Bear with me.
My mother has this bizarre tradition of parking as far from the entrance to any Wal-Mart superstore, especially if it's in town (Anderson, SC), because she says, "We've got properly functioning legs for which we ought to be thankful. We don't walk enough. So let's walk." The day Adam Sutton first spoke to me, I resigned to remain in the car; it had been a particularly trying day at community college and, for reasons beyond me, I needed time to myself.
I've no idea what the hell I was thinking about. Truly I do not. I will say this must have been around the time I physically attached myself to several disreputable, disgusting guys who wanted one thing and one thing only. Recalling heavily how that felt, I can say I was most likely ruminating on that time and those actions in my life when Adam Sutton first spoke to me.
Here's where it began: Adam and his father, an Adventist pastor/chaplain/clergy-of-some-sort, walk into Wal-Mart. There Adam sees a beautiful boy his age he's never seen before with raven-black hair and eyes, a pale complexion, a Crest smile. When he speaks, his deep voice vibrates inside your chest as if you'd spoken instead of him. His name is Terry, short for Terian.

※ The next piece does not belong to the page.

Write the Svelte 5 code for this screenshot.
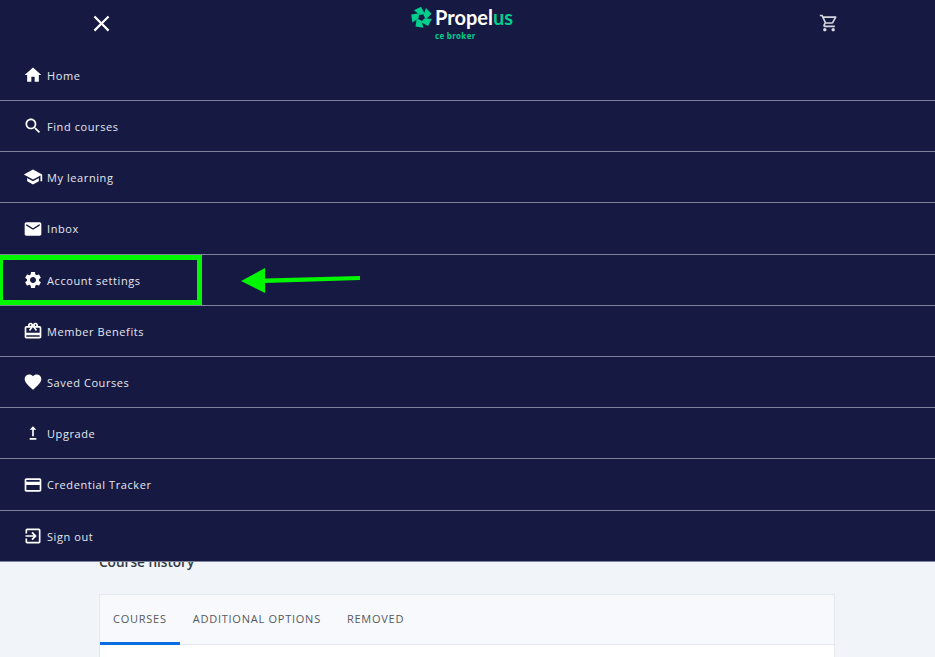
<script>
  // Material icon paths, drawn on a 24x24 box
  const items = [
    { label: 'Home', d: 'M10 20v-6h4v6h5v-8h3L12 3 2 12h3v8z' },
    { label: 'Find courses', d: 'M15.5 14h-.79l-.28-.27C15.41 12.59 16 11.11 16 9.5 16 5.91 13.09 3 9.5 3S3 5.91 3 9.5 5.91 16 9.5 16c1.61 0 3.09-.59 4.23-1.57l.27.28v.79l5 4.99L20.49 19l-4.99-5zm-6 0C7.01 14 5 11.99 5 9.5S7.01 5 9.5 5 14 7.01 14 9.5 11.99 14 9.5 14z' },
    { label: 'My learning', d: 'M5 13.18v4L12 21l7-3.82v-4L12 17l-7-3.82zM12 3L1 9l11 6 9-4.91V17h2V9L12 3z' },
    { label: 'Inbox', d: 'M20 4H4c-1.1 0-1.99.9-1.99 2L2 18c0 1.1.9 2 2 2h16c1.1 0 2-.9 2-2V6c0-1.1-.9-2-2-2zm0 4l-8 5-8-5V6l8 5 8-5v2z' },
    { label: 'Account settings', d: 'M19.14 12.94c.04-.3.06-.61.06-.94 0-.32-.02-.64-.07-.94l2.03-1.58c.18-.14.23-.41.12-.61l-1.92-3.32c-.12-.22-.37-.29-.59-.22l-2.39.96c-.5-.38-1.03-.7-1.62-.94l-.36-2.54c-.04-.24-.24-.41-.48-.41h-3.84c-.24 0-.43.17-.47.41l-.36 2.54c-.59.24-1.13.57-1.62.94l-2.39-.96c-.22-.08-.47 0-.59.22L2.74 8.87c-.12.21-.08.47.12.61l2.03 1.58c-.05.3-.09.63-.09.94s.02.64.07.94l-2.03 1.58c-.18.14-.23.41-.12.61l1.92 3.32c.12.22.37.29.59.22l2.39-.96c.5.38 1.03.7 1.62.94l.36 2.54c.05.24.24.41.48.41h3.84c.24 0 .44-.17.47-.41l.36-2.54c.59-.24 1.13-.56 1.62-.94l2.39.96c.22.08.47 0 .59-.22l1.92-3.32c.12-.22.07-.47-.12-.61l-2.01-1.58zM12 15.6c-1.98 0-3.6-1.62-3.6-3.6s1.62-3.6 3.6-3.6 3.6 1.62 3.6 3.6-1.62 3.6-3.6 3.6z' },
    { label: 'Member Benefits', d: 'M20 6h-2.18c.11-.31.18-.65.18-1 0-1.66-1.34-3-3-3-1.05 0-1.96.54-2.5 1.35l-.5.67-.5-.68C10.96 2.54 10.05 2 9 2 7.34 2 6 3.34 6 5c0 .35.07.69.18 1H4c-1.11 0-1.99.89-1.99 2L2 19c0 1.11.89 2 2 2h16c1.11 0 2-.89 2-2V8c0-1.11-.89-2-2-2zm-5-2c.55 0 1 .45 1 1s-.45 1-1 1-1-.45-1-1 .45-1 1-1zM9 4c.55 0 1 .45 1 1s-.45 1-1 1-1-.45-1-1 .45-1 1-1zm11 15H4v-2h16v2zm0-5H4V8h5.08L7 10.83 8.62 12 11 8.76l1-1.36 1 1.36L15.38 12 17 10.83 14.92 8H20v6z' },
    { label: 'Saved Courses', d: 'M12 21.35l-1.45-1.32C5.4 15.36 2 12.28 2 8.5 2 5.42 4.42 3 7.5 3c1.74 0 3.41.81 4.5 2.09C13.09 3.81 14.76 3 16.5 3 19.58 3 22 5.42 22 8.5c0 3.78-3.4 6.86-8.55 11.54L12 21.35z' },
    { label: 'Upgrade', d: 'M16 18v2H8v-2h8zM11 7.99V16h2V7.99h3L12 4 8 7.99h3z' },
    { label: 'Credential Tracker', d: 'M20 4H4c-1.11 0-1.99.89-1.99 2L2 18c0 1.11.89 2 2 2h16c1.11 0 2-.89 2-2V6c0-1.11-.89-2-2-2zm0 14H4v-6h16v6zm0-10H4V6h16v2z' },
    { label: 'Sign out', d: 'M10.09 15.59L11.5 17l5-5-5-5-1.41 1.41L12.67 11H3v2h9.67l-2.58 2.59zM19 3H5c-1.11 0-2 .9-2 2v4h2V5h14v14H5v-4H3v4c0 1.1.89 2 2 2h14c1.1 0 2-.9 2-2V5c0-1.1-.9-2-2-2z' }
  ];

  const tabs = ['COURSES', 'ADDITIONAL OPTIONS', 'REMOVED'];
  const blades = [0, 72, 144, 216, 288];
</script>

<div class="page">
  <div class="content">
    <h2>Course history</h2>
    <div class="card">
      <div class="tabs">
        {#each tabs as tab, i}
          <div class="tab" class:active={i === 0}>{tab}</div>
        {/each}
      </div>
    </div>
  </div>

  <div class="drawer">
    <header>
      <svg class="close" viewBox="0 0 24 24"><path d="M19 6.41L17.59 5 12 10.59 6.41 5 5 6.41 10.59 12 5 17.59 6.41 19 12 13.41 17.59 19 19 17.59 13.41 12z" /></svg>
      <div class="logo">
        <svg class="mark" viewBox="0 0 20 20">
          {#each blades as angle}
            <polygon points="8.400,7.600 2.800,3.200 9.600,-0.200 13.200,6.600" transform="rotate({angle} 10 10)" />
          {/each}
        </svg>
        <div class="wordmark">
          <div class="name">Propel<span>us</span></div>
          <div class="sub">ce broker</div>
        </div>
      </div>
      <svg class="cart" viewBox="0 0 24 24"><path d="M15.55 13c.75 0 1.41-.41 1.75-1.03l3.58-6.49c.37-.66-.11-1.48-.87-1.48H5.21l-.94-2H1v2h2l3.6 7.59-1.35 2.44C4.52 15.37 5.48 17 7 17h12v-2H7l1.1-2h7.45zM6.160 6h12.150l-2.760 5H8.530L6.160 6zM7 18c-1.100 0-1.990.9-1.990 2S5.900 22 7 22s2-.9 2-2-.9-2-2-2zm10 0c-1.100 0-1.990.9-1.990 2s.89 2 1.990 2 2-.9 2-2-.9-2-2-2z" /></svg>
    </header>

    <nav>
      {#each items as item}
        <div class="row">
          <svg viewBox="0 0 24 24"><path d={item.d} /></svg>
          <span>{item.label}</span>
        </div>
      {/each}
    </nav>

    <!-- green annotation on top of the screenshot -->
    <div class="highlight"></div>
    <svg class="arrow" viewBox="0 0 125 30">
      <polygon points="1,16 25,3 25,13.500 120,11 120,15 25,18 25,28" />
    </svg>
  </div>
</div>

<style>
  :global(body) {
    margin: 0;
    background: #f1f4f9;
  }

  .page {
    position: relative;
    height: 657px;
    overflow: hidden;
    background: #f1f4f9;
    font-family: "Open Sans", sans-serif;
  }

  .content {
    padding: 552px 100px 0 99px;
  }

  h2 {
    margin: 0 0 23px;
    font-size: 13.6px;
    line-height: 19px;
    font-weight: 600;
    color: #333a42;
  }

  .card {
    height: 80px;
    background: #fff;
    border: 1px solid #e6e8ef;
    border-bottom: 0;
  }

  .tabs {
    display: flex;
    height: 49px;
    background: #f8f9fc;
    border-bottom: 1px solid #e6e8ef;
  }

  .tab {
    display: flex;
    align-items: center;
    padding: 0 13px;
    font-size: 11px;
    font-weight: 500;
    letter-spacing: 0.75px;
    color: #55595e;
    border-bottom: 3px solid transparent;
    margin-bottom: -1px;
  }

  .tab.active {
    border-bottom-color: #0b6ee0;
  }

  .drawer {
    position: absolute;
    top: 0;
    left: 0;
    right: 0;
    height: 561.8px;
    display: flex;
    flex-direction: column;
    background: #161a42;
    color: #e6e7ee;
  }

  header {
    height: 49.8px;
    flex: none;
    display: flex;
    align-items: flex-start;
    padding-left: 88px;
  }

  .close {
    width: 27px;
    height: 27px;
    margin-top: 10px;
    fill: #fff;
  }

  .logo {
    display: flex;
    margin-left: 296px;
    padding-top: 7px;
    gap: 3px;
  }

  .mark {
    width: 21px;
    height: 21px;
    fill: #00cf8e;
  }

  .name {
    font-family: Lato, sans-serif;
    font-size: 20px;
    line-height: 20px;
    font-weight: 700;
    color: #fff;
  }

  .name span {
    color: #00cf8e;
  }

  .sub {
    margin-top: 2px;
    font-family: "Open Sans", sans-serif;
    font-size: 8px;
    line-height: 14px;
    font-weight: 700;
    letter-spacing: 0.3px;
    color: #00cf8e;
  }

  .cart {
    width: 20px;
    height: 20px;
    margin-left: 306px;
    margin-top: 13px;
    fill: #d6d7e0;
  }

  nav {
    flex: 1;
    display: flex;
    flex-direction: column;
  }

  .row {
    flex: 1;
    display: flex;
    align-items: center;
    gap: 4px;
    padding-left: 23px;
    border-bottom: 1px solid #7f8298;
    font-size: 11px;
    letter-spacing: 0.58px;
  }

  .row span {
    padding-top: 0.7px;
  }

  .row svg {
    width: 20px;
    height: 20px;
    fill: #fff;
    flex: none;
  }

  .highlight {
    position: absolute;
    left: 0;
    top: 255px;
    width: 194px;
    height: 40px;
    border: 5px solid #00f700;
    border-left-width: 3px;
  }

  .arrow {
    position: absolute;
    left: 240px;
    top: 265px;
    width: 125px;
    height: 30px;
    fill: #00f700;
  }
</style>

From the outset I loved these boys. I loved that they loved each other. Initially, I thought, "I'm writing a romance about two boys who fall in love. Cool." Little did I know. A swarm of influences would, within nine months or so, invade my life and alter my perception of myself and others like me in ways I couldn't possibly reverse.
The seminal works of David Levithan, the author responsible for my coming out:
Boy Meets Boy (2003),
The Realm of Possibility (2004),
Love is the Higher Law (2009), and the co-written
Will Grayson, Will Grayson (2009). John Green's life-saving (literally: this book entirely reversed my suicidal mindset) debut
Looking for Alaska (2005).
What They Always Tell Us (2008) by Martin Wilson, the single-most important standalone novel I've read starring a gay character. Nick Burd's superb
The Vast Fields of Ordinary (2009), which showed me, while my own excursions into sex had been disastrous, it could have always been far worse.
Dream Boy (1995) by Jim Grimsley showed me I didn't have to write a traditional, feel-good romance; the darkness I felt could be expressed without utter shame or contempt for one's sexuality being part of that darkness.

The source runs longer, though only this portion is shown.